GIVEN REQUEST:
Type out the complete listing below word for word, without its pictures.

** BEGIN **

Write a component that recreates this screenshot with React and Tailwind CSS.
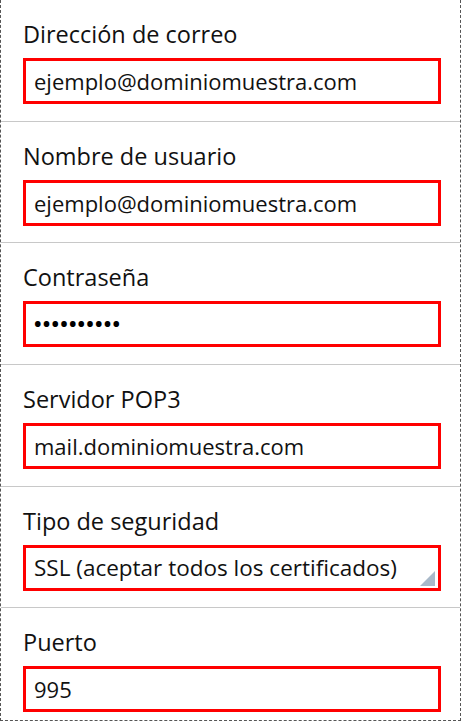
const FIELDS = [
  { label: 'Dirección de correo', value: 'ejemplo@dominiomuestra.com', h: 'h-[122px]' },
  { label: 'Nombre de usuario', value: 'ejemplo@dominiomuestra.com', h: 'h-[121px]' },
  { label: 'Contraseña', value: '••••••••••', password: true, h: 'h-[122px]' },
  { label: 'Servidor POP3', value: 'mail.dominiomuestra.com', h: 'h-[122px]' },
  { label: 'Tipo de seguridad', value: 'SSL (aceptar todos los certificados)', select: true, h: 'h-[121px]' },
  { label: 'Puerto', value: '995', last: true, h: 'h-[113px]' },
];

const Field = ({ label, value, password, select, last, h }) => (
  <div className={`${h} px-[22px] pt-[19px] ${last ? '' : 'border-b border-[#c8c8c8]'}`}>
    <p className="mb-[9px] h-[30px] text-[23.5px] leading-[30px] text-[#111]">{label}</p>
    <div className="relative flex h-[46px] w-[418px] items-center border-[3px] border-[#ff0000] pl-[8px]">
      {password ? (
        <span className="text-[20px] font-bold tracking-[1.2px] text-black">{value}</span>
      ) : (
        <span className={`${select ? 'text-[22.5px]' : 'text-[22px]'} text-[#111]`}>{value}</span>
      )}
      {select && (
        <svg className="absolute bottom-[2px] right-[3px]" width="15" height="15" viewBox="0 0 15 15">
          <path d="M15 0 L15 15 L0 15 Z" fill="#a9b9c9" />
        </svg>
      )}
    </div>
  </div>
);

export default function App() {
  return (
    <div
      className="h-[721px] w-[461px] border-x border-b border-dashed border-[#555] bg-white"
      style={{ fontFamily: '"Open Sans", "Noto Sans", sans-serif' }}
    >
      {FIELDS.map((f, i) => (
        <Field key={i} {...f} />
      ))}
    </div>
  );
}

** END **

ANSWER TO THIS TASK:
Write a component that recreates this screenshot with React and Tailwind CSS.
const FIELDS = [
  { label: 'Dirección de correo', value: 'ejemplo@dominiomuestra.com', h: 'h-[122px]' },
  { label: 'Nombre de usuario', value: 'ejemplo@dominiomuestra.com', h: 'h-[121px]' },
  { label: 'Contraseña', value: '••••••••••', password: true, h: 'h-[122px]' },
  { label: 'Servidor POP3', value: 'mail.dominiomuestra.com', h: 'h-[122px]' },
  { label: 'Tipo de seguridad', value: 'SSL (aceptar todos los certificados)', select: true, h: 'h-[121px]' },
  { label: 'Puerto', value: '995', last: true, h: 'h-[113px]' },
];

const Field = ({ label, value, password, select, last, h }) => (
  <div className={`${h} px-[22px] pt-[19px] ${last ? '' : 'border-b border-[#c8c8c8]'}`}>
    <p className="mb-[9px] h-[30px] text-[23.5px] leading-[30px] text-[#111]">{label}</p>
    <div className="relative flex h-[46px] w-[418px] items-center border-[3px] border-[#ff0000] pl-[8px]">
      {password ? (
        <span className="text-[20px] font-bold tracking-[1.2px] text-black">{value}</span>
      ) : (
        <span className={`${select ? 'text-[22.5px]' : 'text-[22px]'} text-[#111]`}>{value}</span>
      )}
      {select && (
        <svg className="absolute bottom-[2px] right-[3px]" width="15" height="15" viewBox="0 0 15 15">
          <path d="M15 0 L15 15 L0 15 Z" fill="#a9b9c9" />
        </svg>
      )}
    </div>
  </div>
);

export default function App() {
  return (
    <div
      className="h-[721px] w-[461px] border-x border-b border-dashed border-[#555] bg-white"
      style={{ fontFamily: '"Open Sans", "Noto Sans", sans-serif' }}
    >
      {FIELDS.map((f, i) => (
        <Field key={i} {...f} />
      ))}
    </div>
  );
}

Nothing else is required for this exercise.